**YOUR OBJECTIVE:** Repeat each line of the material below exactly as it appears, minus any pictures.
################
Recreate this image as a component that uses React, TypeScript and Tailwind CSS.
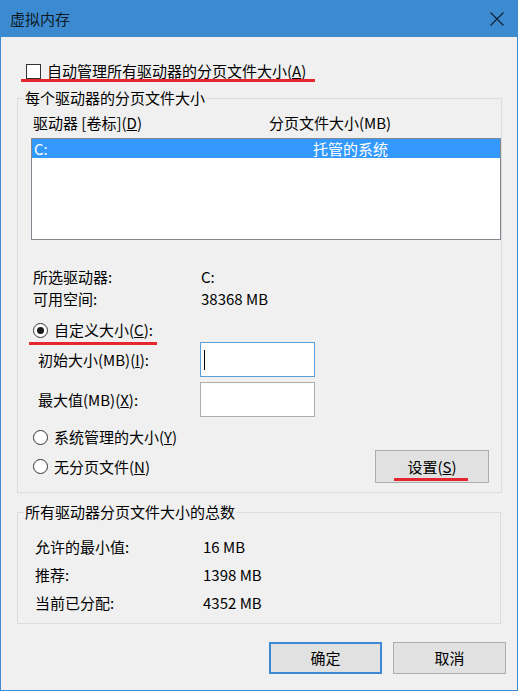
const FONT = 'font-["Noto_Sans_CJK_SC","Noto_Sans",sans-serif]'

function RedMark({ className }: { className: string }) {
  return <span className={`absolute h-[3px] bg-[#e5262f] ${className}`} />
}

function Radio({ checked }: { checked?: boolean }) {
  return (
    <span className="flex h-[15px] w-[15px] shrink-0 items-center justify-center rounded-full border border-[#333] bg-white">
      {checked && <span className="h-[7px] w-[7px] rounded-full bg-[#1a1a1a]" />}
    </span>
  )
}

function Button({ label, isDefault }: { label: React.ReactNode; isDefault?: boolean }) {
  return (
    <div
      className={`flex h-[32px] w-[113px] items-center justify-center bg-[#e1e1e1] ${
        isDefault ? 'border-2 border-[#3d8ad2]' : 'border border-[#adadad]'
      }`}
    >
      {label}
    </div>
  )
}

function InfoRow({ label, value, h }: { label: string; value: string; h: string }) {
  return (
    <div className={`flex items-center ${h}`}>
      <span className="w-[168px]">{label}</span>
      <span>{value}</span>
    </div>
  )
}

export default function App() {
  return (
    <div className={`h-[693px] w-[518px] bg-white text-[15px] leading-[20px] text-black ${FONT}`}>
      <div className="flex h-[691px] flex-col border-x border-b border-[#3c8bd0] bg-[#f0f0f0]">
        {/* title bar */}
        <div className="flex h-[37px] shrink-0 items-center justify-between bg-[#3c8bd0] pl-[9px] pr-[12px]">
          <span className="text-[#0f1a26]">虚拟内存</span>
          <svg width="16" height="16" viewBox="0 0 16 16" className="mt-[1px]">
            <path d="M1.5 1.5 L14.5 14.5 M14.5 1.5 L1.5 14.5" stroke="#14253a" strokeWidth="1.3" fill="none" />
          </svg>
        </div>

        <div className="flex flex-col px-[16px]">
          {/* auto manage */}
          <div className="relative mt-[24px] flex h-[20px] items-center pl-[9px]">
            <span className="h-[15px] w-[15px] border border-[#333] bg-white" />
            <span className="ml-[6px]">
              自动管理所有驱动器的分页文件大小(<u>A</u>)
            </span>
            <RedMark className="left-[4px] top-[18px] w-[294px]" />
          </div>

          {/* per-drive group */}
          <fieldset className="mt-[7px] border border-[#dcdcdc] pb-[9px] pl-[13px]">
            <legend className="-ml-[7px] px-[1px] leading-[20px]">每个驱动器的分页文件大小</legend>

            <div className="mt-[5px] flex h-[20px] items-center pl-[2px]">
              <span className="w-[236px]">
                驱动器 [卷标](<u>D</u>)
              </span>
              <span>分页文件大小(MB)</span>
            </div>

            <div className="mt-[5px] h-[102px] w-[470px] border border-[#828790] bg-white">
              <div className="flex h-[19px] items-center bg-[#3399ff] pl-[2px] text-white">
                <span className="w-[279px]">C:</span>
                <span>托管的系统</span>
              </div>
            </div>

            <div className="mt-[26px] pl-[2px]">
              <InfoRow label="所选驱动器:" value="C:" h="h-[22px]" />
              <InfoRow label="可用空间:" value="38368 MB" h="h-[22px]" />
            </div>

            <div className="relative mt-[10px] flex h-[20px] items-center pl-[2px]">
              <Radio checked />
              <span className="ml-[6px]">
                自定义大小(<u>C</u>):
              </span>
              <RedMark className="left-[-2px] top-[22px] w-[128px]" />
            </div>

            <div className="mt-[2px] flex h-[35px] items-center pl-[7px]">
              <span className="w-[162px]">
                初始大小(MB)(<u>I</u>):
              </span>
              <div className="flex h-[35px] w-[115px] items-center border border-[#5a9fd8] bg-white pl-[3px]">
                <span className="h-[20px] w-px bg-black" />
              </div>
            </div>

            <div className="mt-[5px] flex h-[35px] items-center pl-[7px]">
              <span className="w-[162px]">
                最大值(MB)(<u>X</u>):
              </span>
              <div className="h-[35px] w-[115px] border border-[#adadad] bg-white" />
            </div>

            <div className="mt-[10px] flex h-[20px] items-center pl-[2px]">
              <Radio />
              <span className="ml-[6px]">
                系统管理的大小(<u>Y</u>)
              </span>
            </div>

            <div className="mt-[3px] flex h-[33px] items-center pl-[2px]">
              <Radio />
              <span className="ml-[6px]">
                无分页文件(<u>N</u>)
              </span>
              <div className="relative ml-auto mr-[12px] flex h-[33px] w-[114px] items-center justify-center border border-[#adadad] bg-[#e1e1e1]">
                <span>
                  设置(<u>S</u>)
                </span>
                <RedMark className="left-[18px] top-[27px] w-[74px]" />
              </div>
            </div>
          </fieldset>

          {/* totals group */}
          <fieldset className="mt-[9px] border border-[#dcdcdc] pb-[6px] pl-[17px]">
            <legend className="-ml-[11px] px-[1px] leading-[20px]">所有驱动器分页文件大小的总数</legend>
            <div className="mt-[11px]">
              <InfoRow label="允许的最小值:" value="16 MB" h="h-[28px]" />
              <InfoRow label="推荐:" value="1398 MB" h="h-[28px]" />
              <InfoRow label="当前已分配:" value="4352 MB" h="h-[28px]" />
            </div>
          </fieldset>

          <div className="-mr-[5px] mt-[18px] flex justify-end gap-[11px]">
            <Button label="确定" isDefault />
            <Button label="取消" />
          </div>
        </div>
      </div>
    </div>
  )
}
################
**REPLY:**
Recreate this image as a component that uses React, TypeScript and Tailwind CSS.
const FONT = 'font-["Noto_Sans_CJK_SC","Noto_Sans",sans-serif]'

function RedMark({ className }: { className: string }) {
  return <span className={`absolute h-[3px] bg-[#e5262f] ${className}`} />
}

function Radio({ checked }: { checked?: boolean }) {
  return (
    <span className="flex h-[15px] w-[15px] shrink-0 items-center justify-center rounded-full border border-[#333] bg-white">
      {checked && <span className="h-[7px] w-[7px] rounded-full bg-[#1a1a1a]" />}
    </span>
  )
}

function Button({ label, isDefault }: { label: React.ReactNode; isDefault?: boolean }) {
  return (
    <div
      className={`flex h-[32px] w-[113px] items-center justify-center bg-[#e1e1e1] ${
        isDefault ? 'border-2 border-[#3d8ad2]' : 'border border-[#adadad]'
      }`}
    >
      {label}
    </div>
  )
}

function InfoRow({ label, value, h }: { label: string; value: string; h: string }) {
  return (
    <div className={`flex items-center ${h}`}>
      <span className="w-[168px]">{label}</span>
      <span>{value}</span>
    </div>
  )
}

export default function App() {
  return (
    <div className={`h-[693px] w-[518px] bg-white text-[15px] leading-[20px] text-black ${FONT}`}>
      <div className="flex h-[691px] flex-col border-x border-b border-[#3c8bd0] bg-[#f0f0f0]">
        {/* title bar */}
        <div className="flex h-[37px] shrink-0 items-center justify-between bg-[#3c8bd0] pl-[9px] pr-[12px]">
          <span className="text-[#0f1a26]">虚拟内存</span>
          <svg width="16" height="16" viewBox="0 0 16 16" className="mt-[1px]">
            <path d="M1.5 1.5 L14.5 14.5 M14.5 1.5 L1.5 14.5" stroke="#14253a" strokeWidth="1.3" fill="none" />
          </svg>
        </div>

        <div className="flex flex-col px-[16px]">
          {/* auto manage */}
          <div className="relative mt-[24px] flex h-[20px] items-center pl-[9px]">
            <span className="h-[15px] w-[15px] border border-[#333] bg-white" />
            <span className="ml-[6px]">
              自动管理所有驱动器的分页文件大小(<u>A</u>)
            </span>
            <RedMark className="left-[4px] top-[18px] w-[294px]" />
          </div>

          {/* per-drive group */}
          <fieldset className="mt-[7px] border border-[#dcdcdc] pb-[9px] pl-[13px]">
            <legend className="-ml-[7px] px-[1px] leading-[20px]">每个驱动器的分页文件大小</legend>

            <div className="mt-[5px] flex h-[20px] items-center pl-[2px]">
              <span className="w-[236px]">
                驱动器 [卷标](<u>D</u>)
              </span>
              <span>分页文件大小(MB)</span>
            </div>

            <div className="mt-[5px] h-[102px] w-[470px] border border-[#828790] bg-white">
              <div className="flex h-[19px] items-center bg-[#3399ff] pl-[2px] text-white">
                <span className="w-[279px]">C:</span>
                <span>托管的系统</span>
              </div>
            </div>

            <div className="mt-[26px] pl-[2px]">
              <InfoRow label="所选驱动器:" value="C:" h="h-[22px]" />
              <InfoRow label="可用空间:" value="38368 MB" h="h-[22px]" />
            </div>

            <div className="relative mt-[10px] flex h-[20px] items-center pl-[2px]">
              <Radio checked />
              <span className="ml-[6px]">
                自定义大小(<u>C</u>):
              </span>
              <RedMark className="left-[-2px] top-[22px] w-[128px]" />
            </div>

            <div className="mt-[2px] flex h-[35px] items-center pl-[7px]">
              <span className="w-[162px]">
                初始大小(MB)(<u>I</u>):
              </span>
              <div className="flex h-[35px] w-[115px] items-center border border-[#5a9fd8] bg-white pl-[3px]">
                <span className="h-[20px] w-px bg-black" />
              </div>
            </div>

            <div className="mt-[5px] flex h-[35px] items-center pl-[7px]">
              <span className="w-[162px]">
                最大值(MB)(<u>X</u>):
              </span>
              <div className="h-[35px] w-[115px] border border-[#adadad] bg-white" />
            </div>

            <div className="mt-[10px] flex h-[20px] items-center pl-[2px]">
              <Radio />
              <span className="ml-[6px]">
                系统管理的大小(<u>Y</u>)
              </span>
            </div>

            <div className="mt-[3px] flex h-[33px] items-center pl-[2px]">
              <Radio />
              <span className="ml-[6px]">
                无分页文件(<u>N</u>)
              </span>
              <div className="relative ml-auto mr-[12px] flex h-[33px] w-[114px] items-center justify-center border border-[#adadad] bg-[#e1e1e1]">
                <span>
                  设置(<u>S</u>)
                </span>
                <RedMark className="left-[18px] top-[27px] w-[74px]" />
              </div>
            </div>
          </fieldset>

          {/* totals group */}
          <fieldset className="mt-[9px] border border-[#dcdcdc] pb-[6px] pl-[17px]">
            <legend className="-ml-[11px] px-[1px] leading-[20px]">所有驱动器分页文件大小的总数</legend>
            <div className="mt-[11px]">
              <InfoRow label="允许的最小值:" value="16 MB" h="h-[28px]" />
              <InfoRow label="推荐:" value="1398 MB" h="h-[28px]" />
              <InfoRow label="当前已分配:" value="4352 MB" h="h-[28px]" />
            </div>
          </fieldset>

          <div className="-mr-[5px] mt-[18px] flex justify-end gap-[11px]">
            <Button label="确定" isDefault />
            <Button label="取消" />
          </div>
        </div>
      </div>
    </div>
  )
}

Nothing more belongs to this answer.